Organization a problem 

The problems started at about 8 p.m. Sunday. Kathy Dervin, a chaperone and parent of a ninth-grader, said check-in was slow and Curry Village had mistakenly booked the amphitheater twice. “We had literally hundreds of students sitting and waiting to get into their cabins” with no central place to assemble them, Dervin said. Meanwhile the adults were stretched thin walking groups of four or five students at a time to 72 tents. 

At 9 p.m., Hales said, the first of 20 complaints started coming in. Guests in the huge city of 620 white canvas tents said Berkeley High students were jumping on moving vehicles, banging on cabin doors, throwing rocks at younger students, yelling and harassing other guests, and using drugs and alcohol. 

Chaperones of two large elementary school groups, Hales said, complained their children were “terrified.”  

“They were being threatened, they were saying they were going to beat them up, that they were shaking their cabins,” Hales said.  

 

Blamed for visibility? 

Richards said the problems had stemmed from placing a high-spirited urban high school group close to a group of sixth graders “trained to report everything to their teachers.” 

“Just the fact that they were a pretty big group there made it pretty easy for people to say, if something bad happened, it must have been them,” Richards said.  

“There was significant reason to believe there were students from other high schools that had performed these more egregious acts, like the jumping up and down on the car,” Richards said. “No one could produce any names of any Berkeley High students, no one could identify any Berkeley High students, who were related to any of the acts other than walking down the road instead of walking down the path, and other than general noisiness.” 

“Berkeley High School students cussed at each other at the customary rate for Berkeley High School students,” Richards admitted. 

Richards and Dervin both said a middle-school principal who made the most sweeping complaint made explicit reference to African-American boys. 

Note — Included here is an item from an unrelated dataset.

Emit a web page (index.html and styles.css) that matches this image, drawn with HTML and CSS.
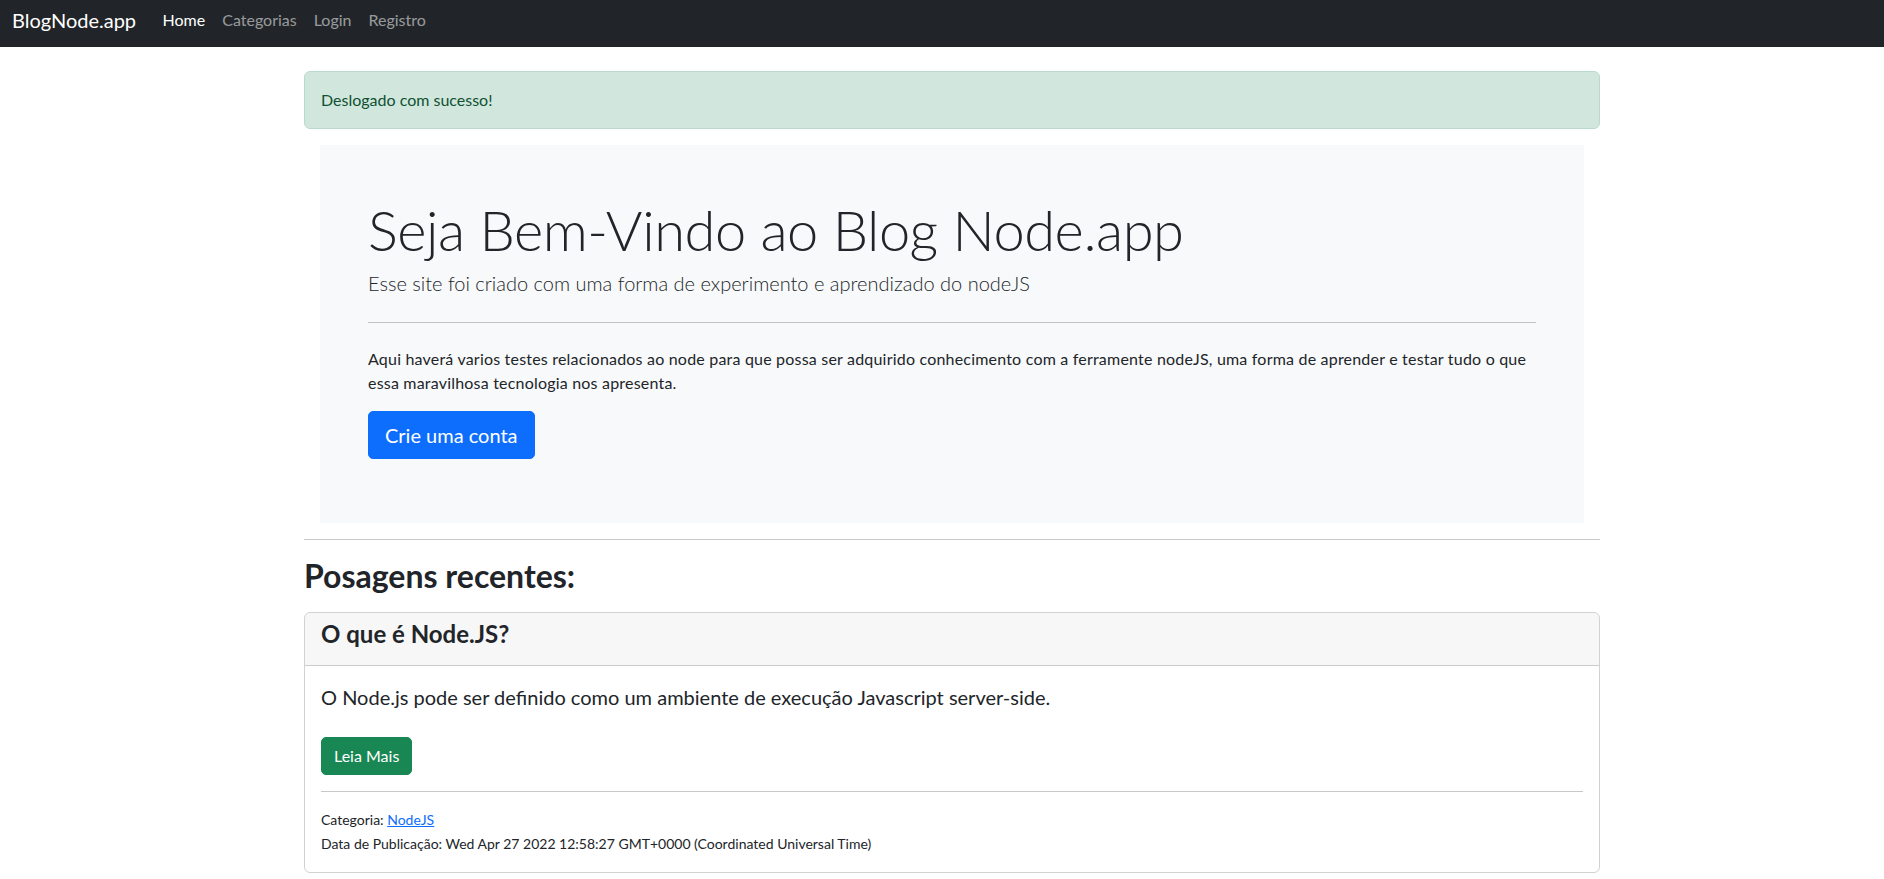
FILE: index.html
```html
<!DOCTYPE html>
<html lang="pt-BR">
<head>
<meta charset="utf-8">
<title>BlogNode.app</title>
<link rel="stylesheet" href="styles.css">
</head>
<body>
<nav class="navbar">
  <a class="brand" href="#">BlogNode.app</a>
  <ul class="nav">
    <li><a class="nav-link active" href="#">Home</a></li>
    <li><a class="nav-link" href="#">Categorias</a></li>
    <li><a class="nav-link" href="#">Login</a></li>
    <li><a class="nav-link" href="#">Registro</a></li>
  </ul>
</nav>

<main class="container">
  <div class="alert">Deslogado com sucesso!</div>

  <section class="jumbotron">
    <h1 class="display">Seja Bem-Vindo ao Blog Node.app</h1>
    <p class="lead">Esse site foi criado com uma forma de experimento e aprendizado do nodeJS</p>
    <hr class="jumbo-rule">
    <p class="intro">Aqui haverá varios testes relacionados ao node para que possa ser adquirido conhecimento com a ferramente nodeJS, uma forma de aprender e testar tudo o que essa maravilhosa tecnologia nos apresenta.</p>
    <div class="actions">
      <a class="btn btn-primary btn-lg" href="#">Crie uma conta</a>
    </div>
  </section>

  <hr class="rule">
  <h2 class="section-title">Posagens recentes:</h2>

  <article class="card">
    <header class="card-header">
      <h4 class="card-title">O que é Node.JS?</h4>
    </header>
    <div class="card-body">
      <p class="card-text">O Node.js pode ser definido como um ambiente de execução Javascript server-side.</p>
      <a class="btn btn-success" href="#">Leia Mais</a>
      <hr class="rule">
      <div class="meta">
        <div>Categoria: <a class="link" href="#">NodeJS</a></div>
        <div>Data de Publicação: Wed Apr 27 2022 12:58:27 GMT+0000 (Coordinated Universal Time)</div>
      </div>
    </div>
  </article>
</main>
</body>
</html>
```
FILE: styles.css
```css
* { box-sizing: border-box; }

body {
  margin: 0;
  font-family: Lato, "Liberation Sans", sans-serif;
  font-size: 16px;
  line-height: 1.5;
  color: #212529;
  background: #fff;
}

/* Navbar */
.navbar {
  display: flex;
  align-items: flex-start;
  height: 47px;
  padding: 0 12px;
  background: #212529;
}
.brand {
  display: block;
  padding-top: 7.6px;
  margin-right: 18px;
  font-size: 20px;
  line-height: 24px;
  color: #fff;
  text-decoration: none;
}
.nav {
  display: flex;
  margin: 0;
  padding: 0;
  list-style: none;
}
.nav-link {
  display: block;
  padding: 10.2px 8.5px 0;
  font-size: 16px;
  line-height: 19.2px;
  color: rgba(255, 255, 255, 0.55);
  text-decoration: none;
}
.nav-link.active { color: #fff; }

/* Page container */
.container {
  width: 1296px;
  margin: 24px 0 0 calc(50% - 638px);
}

/* Alert */
.alert {
  padding: 16px;
  margin-bottom: 16px;
  border: 1px solid #badbcc;
  border-radius: 6px;
  background: #d1e7dd;
  color: #0f5132;
}

/* Jumbotron */
.jumbotron {
  margin: 0 16px;
  padding: 48px;
  background: #f8f9fa;
}
.display {
  margin: 0 0 5px;
  padding-top: 3px;
  font-size: 56px;
  font-weight: 300;
  line-height: 1.2;
  letter-spacing: -0.45px;
}
.lead {
  margin: 0;
  font-size: 20px;
  font-weight: 300;
  line-height: 30px;
}
.jumbo-rule {
  margin: 24px 0;
  border: 0;
  border-top: 1px solid rgba(33, 37, 41, 0.25);
}
.intro {
  margin: 0 0 16px;
  letter-spacing: 0.2px;
}
.actions {
  display: flex;
  margin-bottom: 16px;
}

/* Buttons */
.btn {
  display: inline-block;
  border: 1px solid transparent;
  color: #fff;
  text-decoration: none;
  text-align: center;
}
.btn-lg {
  padding: 8px 16px;
  font-size: 20px;
  line-height: 30px;
  border-radius: 5px;
}
.btn-primary {
  background: #0d6efd;
  border-color: #0d6efd;
}
.btn-success {
  padding: 6px 12px;
  font-size: 16px;
  line-height: 24px;
  border-radius: 5px;
  background: #198754;
  border-color: #198754;
}

/* Rules and headings */
.rule {
  margin: 16px 0;
  border: 0;
  border-top: 1px solid rgba(33, 37, 41, 0.25);
}
.section-title {
  margin: 0 0 17.6px;
  padding-top: 1px;
  font-size: 32px;
  font-weight: 700;
  line-height: 1.2;
}

/* Card */
.card {
  margin-top: -1px;
  border: 1px solid rgba(0, 0, 0, 0.175);
  border-radius: 6px;
  overflow: hidden;
}
.card-header {
  padding: 7px 16px 8px;
  background: rgba(0, 0, 0, 0.03);
  border-bottom: 1px solid rgba(0, 0, 0, 0.175);
}
.card-title {
  margin: 0 0 8px;
  font-size: 24px;
  font-weight: 700;
  line-height: 1.2;
}
.card-body {
  padding: 16px;
}
.card-text {
  margin: 0 0 25px;
  font-size: 20px;
  line-height: 30px;
}
.meta {
  font-size: 14px;
  line-height: 24px;
}
.link {
  color: #0d6efd;
  text-decoration: underline;
}
```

“If you can, draw a picture of a woman putting her hands up around her head to gesture a large afro,” Richards said. “Now, none of our kids have big afros.” 

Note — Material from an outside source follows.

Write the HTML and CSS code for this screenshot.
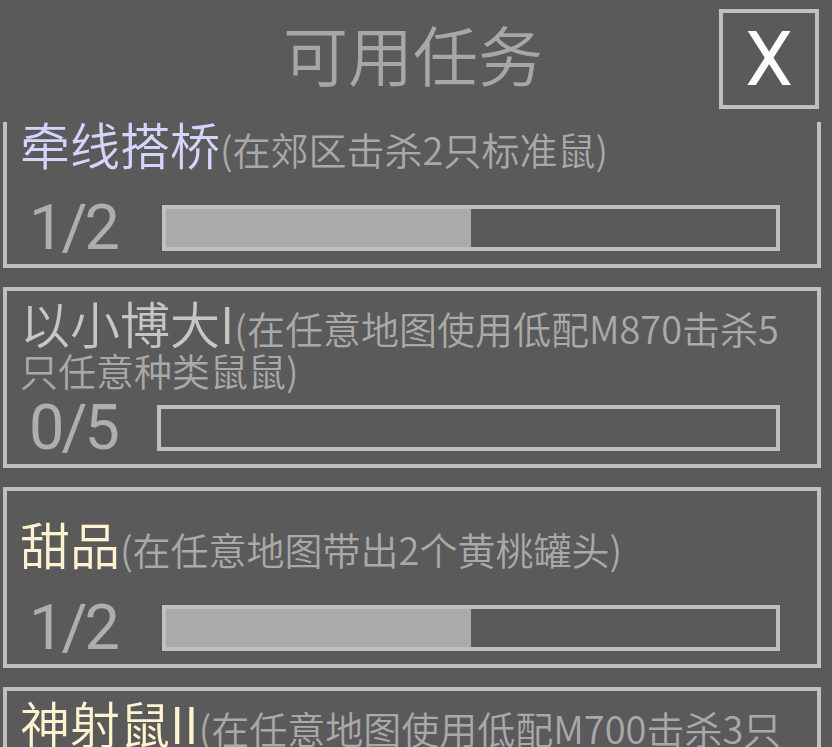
FILE: index.html
```html
<!DOCTYPE html>
<html lang="zh-CN">
<head>
<meta charset="utf-8">
<title>可用任务</title>
<link rel="stylesheet" href="styles.css">
</head>
<body>
<div class="screen">
  <header class="header">
    <div class="spacer"></div>
    <h1 class="title">可用任务</h1>
    <div class="close-wrap"><button class="close">X</button></div>
  </header>
  <div class="list">
    <div class="list-inner">
      <div class="card">
        <div class="desc"><p class="desc-text"><span class="name name--lavender">牵线搭桥</span><span class="sub">(在郊区击杀2只标准鼠)</span></p></div>
        <div class="progress">
          <span class="num">1/2</span>
          <div class="bar"><div class="fill" style="width:50%"></div></div>
        </div>
      </div>
      <div class="card">
        <div class="desc"><p class="desc-text"><span class="name name--gray">以小博大I</span><span class="sub">(在任意地图使用低配M870击杀5只任意种类鼠鼠)</span></p></div>
        <div class="progress">
          <span class="num num--tight">0/5</span>
          <div class="bar"><div class="fill" style="width:0%"></div></div>
        </div>
      </div>
      <div class="card">
        <div class="desc"><p class="desc-text"><span class="name name--cream">甜品</span><span class="sub">(在任意地图带出2个黄桃罐头)</span></p></div>
        <div class="progress">
          <span class="num">1/2</span>
          <div class="bar"><div class="fill" style="width:50%"></div></div>
        </div>
      </div>
      <div class="card">
        <div class="desc"><p class="desc-text"><span class="name name--cream">神射鼠II</span><span class="sub">(在任意地图使用低配M700击杀3只任意种类鼠鼠)</span></p></div>
        <div class="progress">
          <span class="num">0/3</span>
          <div class="bar"><div class="fill" style="width:0%"></div></div>
        </div>
      </div>
    </div>
  </div>
</div>
</body>
</html>
```

FILE: styles.css
```css
html, body {
  margin: 0;
  padding: 0;
  background: #5a5a5a;
}
body {
  width: 832px;
  height: 747px;
  overflow: hidden;
  font-family: "Noto Sans CJK SC", "Noto Sans", sans-serif;
}
.screen {
  display: flex;
  flex-direction: column;
  height: 747px;
}
.header {
  height: 122px;
  flex: none;
  display: grid;
  grid-template-columns: 1fr auto 1fr;
  align-items: start;
}
.title {
  margin: 0;
  padding-top: 10px;
  font-size: 65px;
  font-weight: 350;
  line-height: 86px;
  color: #a9a6a6;
  transform: translateX(-3px);
}
.close-wrap {
  display: flex;
  justify-content: flex-end;
  padding-right: 13px;
  padding-top: 9px;
}
.close {
  width: 100px;
  height: 100px;
  box-sizing: border-box;
  border: 4px solid #c0c0c0;
  background: transparent;
  color: #ffffff;
  font-family: Roboto, "Liberation Sans", sans-serif;
  font-weight: 400;
  font-size: 76px;
  line-height: 1;
  padding: 0;
  display: flex;
  align-items: center;
  justify-content: center;
}
.list {
  flex: 1;
  overflow: hidden;
}
.list-inner {
  margin-top: -35px;
  padding-left: 3px;
  width: 818px;
  display: flex;
  flex-direction: column;
  gap: 19px;
}
.card {
  height: 181px;
  box-sizing: border-box;
  border: 4px solid #c0c0c0;
  display: flex;
  flex-direction: column;
  flex: none;
}
.desc {
  height: 114px;
  display: flex;
  align-items: center;
  padding: 0 15px 0 13px;
  flex: none;
}
.desc-text {
  margin: 0;
  font-size: 38px;
  line-height: 42px;
}
.name {
  font-size: 50px;
  line-height: 32px;
  font-weight: 350;
}
.name--lavender { color: #d4d4fc; }
.name--gray { color: #c6c6c6; }
.name--cream { color: #fff4cf; }
.sub {
  font-size: 38px;
  font-weight: 350;
  color: #a9a9a9;
}
.progress {
  height: 46px;
  display: flex;
  align-items: center;
  padding-left: 22px;
  padding-right: 37px;
}
.num {
  width: 133px;
  flex: none;
  font-family: Roboto, "Liberation Sans", sans-serif;
  font-size: 63px;
  line-height: 46px;
  letter-spacing: -3px;
  color: #b1adad;
}
.num--tight {
  width: 128px;
}
.bar {
  flex: 1;
  height: 46px;
  box-sizing: border-box;
  border: 4px solid #c0c0c0;
}
.fill {
  height: 100%;
  background: #aaaaaa;
}
```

“We have a very diverse student population,” Dervin said. “On the face of it that doesn’t mean anything, but it means differences, and people make judgments.” 

“On the basis of big black boys in the dark,” Richards said, “and on the basis of, ‘There are a bunch of students from Berkeley High on a program called Common Ground, without being able to identify anyone,’ she filed a complaint against Berkeley High.” 

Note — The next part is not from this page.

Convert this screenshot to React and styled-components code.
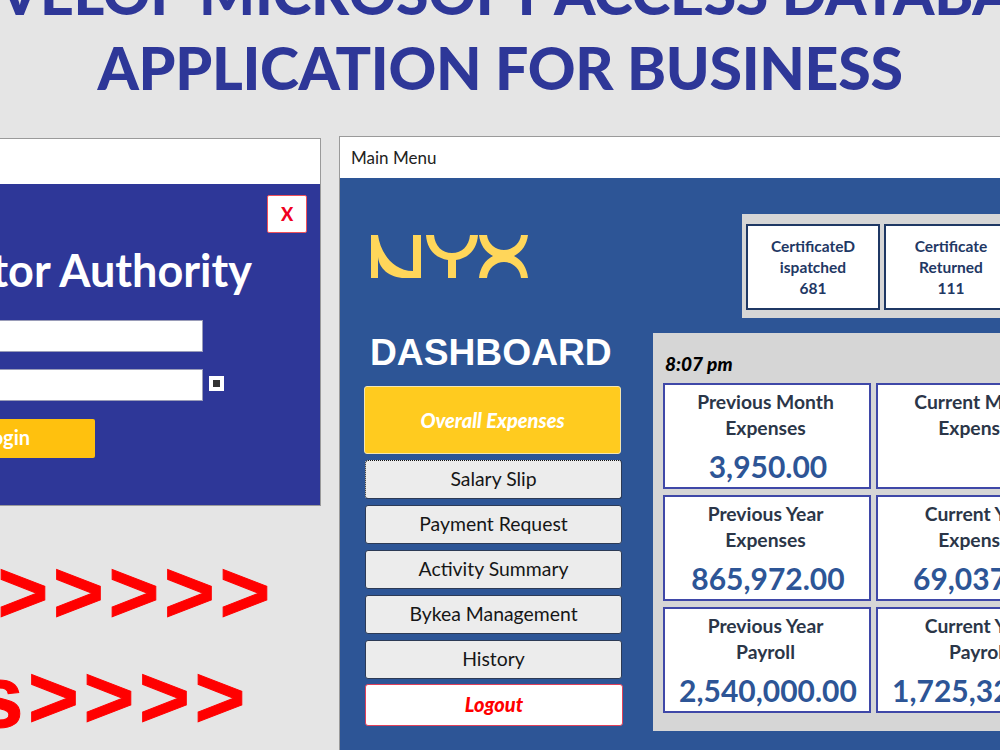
import React from 'react';
import styled, { createGlobalStyle } from 'styled-components';

const GlobalStyle = createGlobalStyle`
  html, body {
    margin: 0;
    padding: 0;
    overflow: hidden;
    background: #e5e5e5;
  }
`;

const Stage = styled.div`
  position: relative;
  width: 1000px;
  height: 750px;
  overflow: hidden;
  background: #e5e5e5;
`;

const Headline = styled.h1`
  margin: -45px 0 0 -200px;
  width: 1400px;
  font-family: Lato, 'Liberation Sans', sans-serif;
  font-weight: 900;
  font-size: 59px;
  line-height: 75px;
  letter-spacing: -0.3px;
  text-align: center;
  color: #2e3798;
  white-space: nowrap;
`;

const Window = styled.section`
  position: absolute;
  left: ${(p) => p.$left}px;
  top: ${(p) => p.$top}px;
  width: ${(p) => p.$width}px;
  height: ${(p) => p.$height}px;
  display: flex;
  flex-direction: column;
  box-shadow: 0 0 0 1px #9a9a9a;
`;

const TitleBar = styled.div`
  height: ${(p) => p.$height}px;
  flex: none;
  display: flex;
  align-items: center;
  padding-left: 11px;
  background: #fff;
  font-family: Lato, sans-serif;
  font-size: 17px;
  color: #222;
`;

const LoginBody = styled.div`
  flex: 1;
  display: flex;
  flex-direction: column;
  background: #2e3798;
`;

const CloseRow = styled.div`
  display: flex;
  justify-content: flex-end;
  padding: 11px 13px 0 0;
`;

const CloseButton = styled.div`
  width: 40px;
  height: 38px;
  box-sizing: border-box;
  display: flex;
  align-items: center;
  justify-content: center;
  background: #fff;
  border: 1px solid #f0505a;
  border-radius: 2px;
  font-family: Lato, sans-serif;
  font-weight: 900;
  font-size: 18px;
  color: #f00020;
`;

const LoginTitle = styled.h2`
  margin: 12px 0 26px;
  width: 552px;
  font-family: Lato, sans-serif;
  font-weight: 700;
  font-size: 45px;
  line-height: 50px;
  text-align: right;
  white-space: nowrap;
  color: #fff;
`;

const FieldRow = styled.div`
  display: flex;
  align-items: flex-start;
  gap: 7px;
  margin-bottom: 19px;
`;

const Field = styled.div`
  width: 502px;
  height: 30px;
  background: #fff;
  box-shadow: 0 0 0 1px #9a9cb8;
`;

const ShowCheck = styled.div`
  width: 15px;
  height: 15px;
  box-sizing: border-box;
  border: 4px solid #fff;
  background: #333;
  margin-top: 6px;
`;

const LoginButton = styled.div`
  width: 395px;
  height: 39px;
  display: flex;
  align-items: center;
  justify-content: flex-end;
  box-sizing: border-box;
  padding: 0 65px 3px 0;
  background: #ffc10e;
  border-radius: 2px;
  font-family: Lato, sans-serif;
  font-weight: 700;
  font-size: 20px;
  color: #fff;
`;

const Chevrons = styled.div`
  position: absolute;
  right: ${(p) => p.$right}px;
  top: ${(p) => p.$top}px;
  font-family: 'Liberation Sans', sans-serif;
  font-weight: 700;
  font-size: 87px;
  line-height: 100px;
  letter-spacing: 4.7px;
  white-space: nowrap;
  color: #ff0000;
  -webkit-text-stroke: 1px #ff0000;
`;

const MainBody = styled.div`
  flex: 1;
  display: flex;
  background: #2d5596;
`;

const Sidebar = styled.div`
  width: 313px;
  flex: none;
  display: flex;
  flex-direction: column;
  align-items: flex-start;
  box-sizing: border-box;
  padding: 57px 0 0 24px;
`;

const Logo = styled.svg`
  display: block;
  margin-left: 7px;
`;

const DashboardTitle = styled.h2`
  margin: 54px 0 14px 6px;
  font-family: 'Liberation Sans', sans-serif;
  font-weight: 700;
  font-size: 37.2px;
  line-height: 40px;
  color: #fff;
`;

const OverallButton = styled.div`
  width: 257px;
  height: 68px;
  box-sizing: border-box;
  margin-bottom: 6px;
  display: flex;
  align-items: center;
  justify-content: center;
  background: #ffcb1f;
  border: 1px solid #f5e6b0;
  border-radius: 3px;
  font-family: Lato, sans-serif;
  font-weight: 900;
  font-style: italic;
  font-size: 20px;
  color: #fff;
`;

const MenuButton = styled.div`
  width: 257px;
  height: 39px;
  margin: 0 0 6px 1px;
  padding-bottom: 2px;
  box-sizing: border-box;
  display: flex;
  align-items: center;
  justify-content: center;
  background: #ececec;
  border: 1px solid #2c3a55;
  border-radius: 3px;
  font-family: Lato, sans-serif;
  font-size: 19.4px;
  color: #161616;
  ${(p) => p.$focused && 'border-top: 1px dotted #111; border-left: 1px dotted #111;'}
`;

const LogoutButton = styled.div`
  width: 258px;
  height: 42px;
  margin: -1px 0 0 1px;
  padding-bottom: 2px;
  box-sizing: border-box;
  display: flex;
  align-items: center;
  justify-content: center;
  background: #fff;
  border: 1px solid #e0405a;
  border-radius: 3px;
  font-family: Lato, sans-serif;
  font-weight: 900;
  font-style: italic;
  font-size: 20px;
  color: #ff0000;
`;

const Content = styled.div`
  flex: 1;
  display: flex;
  flex-direction: column;
  padding-top: 36px;
`;

const TopPanel = styled.div`
  margin-left: 89px;
  height: 104px;
  box-sizing: border-box;
  padding: 10px 0 8px 4px;
  display: flex;
  gap: 4px;
  background: #d6d6d6;
  margin-bottom: 15px;
`;

const CertCard = styled.div`
  width: 134px;
  box-sizing: border-box;
  display: flex;
  flex-direction: column;
  align-items: center;
  justify-content: center;
  background: #fff;
  border: 2px solid #1f3864;
  font-family: Lato, sans-serif;
  font-weight: 700;
  font-size: 15.5px;
  line-height: 21px;
  color: #1f3864;
`;

const BigPanel = styled.div`
  height: 398px;
  box-sizing: border-box;
  padding: 16px 0 0 10px;
  background: #d6d6d6;
`;

const Clock = styled.div`
  height: 34px;
  padding-left: 2px;
  font-family: Lato, sans-serif;
  font-weight: 900;
  font-style: italic;
  font-size: 19px;
  line-height: 30px;
  color: #000;
`;

const StatGrid = styled.div`
  display: grid;
  grid-template-columns: 208px 208px;
  grid-auto-rows: 106px;
  column-gap: 5px;
  row-gap: 6px;
`;

const StatCard = styled.div`
  box-sizing: border-box;
  display: flex;
  flex-direction: column;
  align-items: center;
  padding-top: 4px;
  background: #fff;
  border: 2px solid #3f48a8;
  font-family: Lato, sans-serif;
  text-align: center;
`;

const StatLabel = styled.div`
  padding-right: 3px;
  font-weight: 700;
  font-size: 19.3px;
  line-height: 26px;
  color: #2b3648;
  white-space: nowrap;
`;

const StatValue = styled.div`
  margin-top: 5px;
  padding-left: 2px;
  font-weight: 700;
  font-size: 30px;
  line-height: 40px;
  color: #2d5596;
  white-space: nowrap;
`;

const stats = [
  ['Previous Month', 'Expenses', '3,950.00'],
  ['Current Month', 'Expenses', ''],
  ['Previous Year', 'Expenses', '865,972.00'],
  ['Current Year', 'Expenses', '69,037.00'],
  ['Previous Year', 'Payroll', '2,540,000.00'],
  ['Current Year', 'Payroll', '1,725,320.00'],
];

const menu = ['Salary Slip', 'Payment Request', 'Activity Summary', 'Bykea Management', 'History'];

export default function App() {
  return (
    <Stage>
      <GlobalStyle />
      <Headline>
        DEVELOP MICROSOFT ACCESS DATABASE
        <br />
        APPLICATION FOR BUSINESS
      </Headline>

      <Window $left={-300} $top={139} $width={620} $height={366}>
        <TitleBar $height={45} />
        <LoginBody>
          <CloseRow>
            <CloseButton>X</CloseButton>
          </CloseRow>
          <LoginTitle>Administrator Authority</LoginTitle>
          <FieldRow>
            <Field />
          </FieldRow>
          <FieldRow>
            <Field />
            <ShowCheck />
          </FieldRow>
          <LoginButton>Login</LoginButton>
        </LoginBody>
      </Window>

      <Chevrons $right={725} $top={542}>{'>>>>>>'}</Chevrons>
      <Chevrons $right={750} $top={647}>{'s>>>>'}</Chevrons>

      <Window $left={340} $top={137} $width={760} $height={640}>
        <TitleBar $height={41}>Main Menu</TitleBar>
        <MainBody>
          <Sidebar>
            <Logo width="157" height="43" viewBox="0 0 157 43" fill="#ffd65a">
              <path d="M0 0h7c2 16 14 36 35 36V0h8v43H34C18 43 8 33 7 22v21H0z" />
              <path d="M55 0h8c1 11 8 18 18 18s17-7 18-18h8c-1 14-9 23-22 25v18h-8V25C64 23 56 14 55 0z" />
              <path d="M108 0h8c1 9 9 15 17 15s16-6 17-15h7c-1 9-6 17-14 21 8 4 13 12 14 22h-7c-1-10-9-16-17-16s-16 6-17 16h-8c1-10 6-18 14-22-8-4-13-12-14-21z" />
            </Logo>
            <DashboardTitle>DASHBOARD</DashboardTitle>
            <OverallButton>Overall Expenses</OverallButton>
            {menu.map((item, i) => (
              <MenuButton key={item} $focused={i === 0}>{item}</MenuButton>
            ))}
            <LogoutButton>Logout</LogoutButton>
          </Sidebar>
          <Content>
            <TopPanel>
              <CertCard>
                <span>CertificateD</span>
                <span>ispatched</span>
                <span>681</span>
              </CertCard>
              <CertCard>
                <span>Certificate</span>
                <span>Returned</span>
                <span>111</span>
              </CertCard>
            </TopPanel>
            <BigPanel>
              <Clock>8:07 pm</Clock>
              <StatGrid>
                {stats.map(([a, b, value], i) => (
                  <StatCard key={i}>
                    <StatLabel>{a}</StatLabel>
                    <StatLabel>{b}</StatLabel>
                    <StatValue>{value}</StatValue>
                  </StatCard>
                ))}
              </StatGrid>
            </BigPanel>
          </Content>
        </MainBody>
      </Window>
    </Stage>
  );
}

Park representatives and student leaders each claim they were the first to decide on the early departure for Common Ground.  

“Curry Village was a mess,” Dervin said. “We had a lot of students and the growing sentiment was that it was too large of a group to manage.”  

“There were too many kids and a bad combination of age groups,” Richards said. 

Richards said he informed rangers late Sunday night that he would arrange it as soon as buses could be summoned, but the next morning, armed with written complaints, other rangers showed up to give them a nudge. 

“No one ever came to me and said, ‘you have to leave,’ said Richards. 

“They were asked to leave,” said Park Ranger Gediman. “But when they were asked to leave they were planning to leave anyway.” 

 

Some had fun anyway 

At lunchtime Tuesday in Martin Luther King Jr. Park, adjacent to campus, Marcella Leath, a senior in the Common Ground program, retorted emphatically to a circle of friends seated about her on the grass. 

“We were not kicked out of Yosemite!” she said. 

“It’s really aggravating because everybody’s saying that, and it’s not true,” said Leath in an interview. “Common Ground is already totally underestimated by the school because of what we’re trying to do.” 

Another student, who would identify herself only as Laura, said she had enjoyed hiking and yoga on the weekend, and she did not see Berkeley students engaged in any “super-bad behavior.” 

“For me personally, the weekend was really great,” she said. 

“It was really ambitious of us to try this in the first place,” said Leath. 

“The staff and parent volunteers did their absolute best. They got absolutely no sleep the entire trip.”